Laybourne takes me down to the third floor, where Oxygen is at its most daring. She and her husband introduce me to Michael Rosenblum, a veteran documentary producer who runs a “digital boot camp” for Oxygen staffers, teaching them how to handle the ingenious compact digital video cameras that are revolutionizing filmed reportage. And to Julina Tatlock, who has “The Ruth Truth,” a fabulously clever interactive cartoon created by Sheila Head and directed by Tatlock, on her screen. In another room, Laybourne points to a small, redheaded woman huddled over a computer. “That’s Breakup Girl,” she says proudly, referring to Lynn Harris, creator of breakupgirl.com, one of Oxygen’s most popular Web sites. “She helps people with their relationships through humor and dignity.”

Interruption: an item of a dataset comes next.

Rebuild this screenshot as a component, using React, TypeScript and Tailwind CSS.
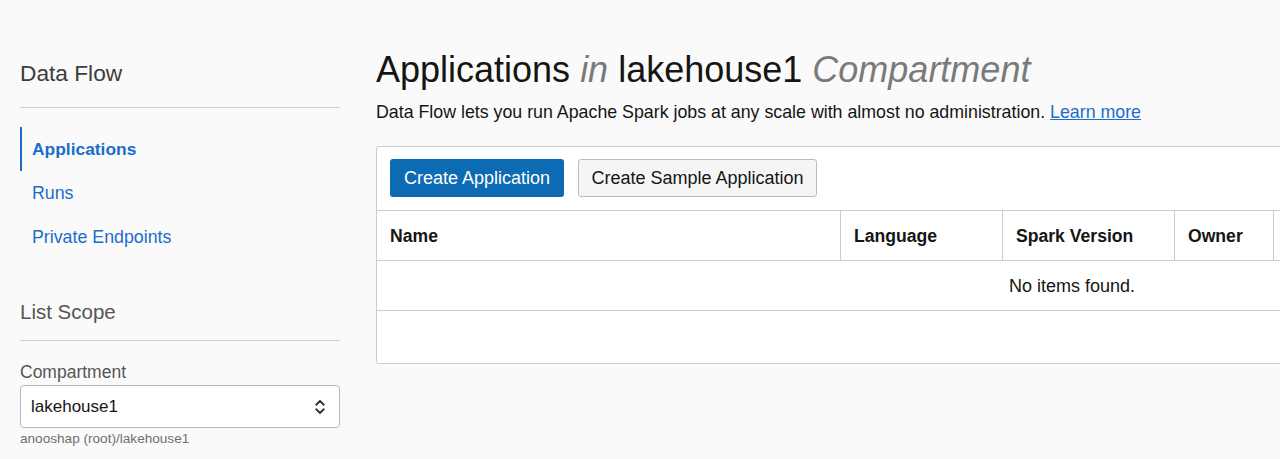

Humor and dignity are traits that Laybourne herself might need in the days ahead. “Generally do I think she’s in a great position? No,” says an executive at one of the companies with which she’s seeking an alliance. “I don’t think people are coming out and saying, ‘Oh, my God, everything she’s done is spectacular.’ ... When Gerry went to Disney she could have gone anywhere; it was ‘Gerry the Indestructible.’ Now she’s sitting with what looks like damaged merchandise. If it were trading as a public company, you would assume that the stock would be way under what it was a year ago.” Leo Hindery also seems to acknowledge Layboume’s problems. “What if she’s a total bust? So what? She tried,” he says. “I think she’s going to be wildly successful, but even if she’s not, she tried with quality and honor and passion. Isn’t that enough?”
For Geraldine Laybourne, the answer is a resounding, defiant “No.” After I bid her good-bye and am about to leave, she walks back over to me—whether spontaneously or according to some script, I cannot tell—and looks me in the eyes. “Remember, this is a marathon, not a sprint,” she says. “I’m in this for the long run. We’re going to go all 26 miles.”